The difference between the new approach and the old style is in the way in which the File instance is created and returned - instead of returning an instance of the platform specific subclass of File, it should return an appropriately constructed File instance. At a high level, it will have the following structure:

ErrorOr<File *> openfile(const char *path, const char *mode) {
  ... // Platform specific code
  PlatformFileImpl pf(...);
  AllocChecker ac;
  auto file = new (ac) File(pf, ....);
  if (!ac) {
    ... // Handle allocation failure appropriately
  }
  return file;
}

Type erasure in the File class

Type erasure is achieved using cpp::function instead of function pointers. For example, the platform specific read operation is stored as follows:

class File final {
  cpp::function<FileOpResult(cpp::span<uint8_t>)> platform_read;

  ...
public:
  template <PlatformFile T>
  constexpr explicit File(T &file, ...) :
    platform_read([f = file](cpp::span<uint8_t> buffer) mutable {
        return f.read(buffer); }), ... {
  }

If every platform + the mock one have to provide the function, the semantics might secretly differ.

How about:

template<class FileSystem>
ErrorOr<File *> openfile<FileSystem>(const char *path, const char *mode);

During offline discussions with various stake holders, couple of important things were pointed out:

  1. Use cpp::function for type erasure is ill-informed - true type erasure in that manner will require some kind of virtual function based polymorphism somewhere. The current implementation of cpp::function does not take ownership of the callable and does not use virtual functions.
  2. The libc’s fflush function is not to trigger the platform flush operation, say by the fsync syscall on Linux. See the “Notes” section of this man page: fflush(3) - Linux manual page.

So, the plan to take this forward is as follows:

  1. Remove the use of the platform provided flush operation. Which means that it will also not be required of the platform to provide a platform level flush operation (like fsync on Linux).
  2. Retain the current use of function pointers for type erasure.
  3. Modernize the API as originally proposed by this RFC.

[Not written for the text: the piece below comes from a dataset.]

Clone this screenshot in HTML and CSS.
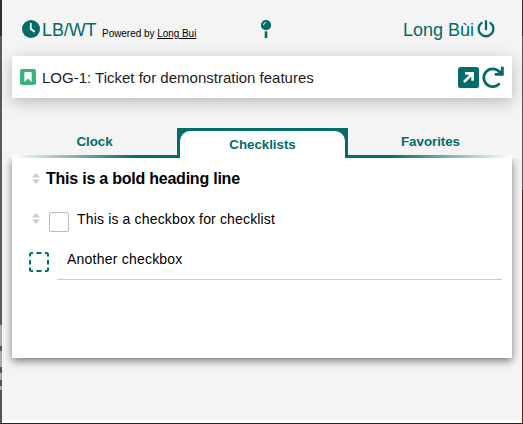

For GPU targets it’s very important that we do not rely on function pointers if avoidable. I’m already seeing issues related to them in the implementation. GPUs in general do not fare very well when control flow is unpredictable and functions can’t be inlined.

If I understand correctly, the need for the file pointer interface is to support the fopencookie implementation which uses function pointers at its core. I’m thinking it might be possible to rely on dynamic dispatch instead, a runtime branch is likely going to be cheaper than an indirect call.

I quickly typed up a simple outline of an approach that does a dynamic dispatch on the implementation type could look like Compiler Explorer. It’s a bit more code, but might be necessary if we need to worry about cookie files as a separate implementation. Suggestions welcome.

Hi, sorry about the late response, some things got put on the back burner after Siva moved on.

Based on what’s been discussed I think the best design would probably be one where the use of function pointers is a compile time flag instead of runtime. It’s very unlikely that one platform will need to use both styles. The direct call design is attractive for GPUs, embedded devices, and other closed ecosystem projects, whereas the function pointer design is useful in more system-wide libc cases.

From here, my plan is to create a compile flag that will select which design to use, and use the config.json system to set its default states for our various targets. Does that work for you?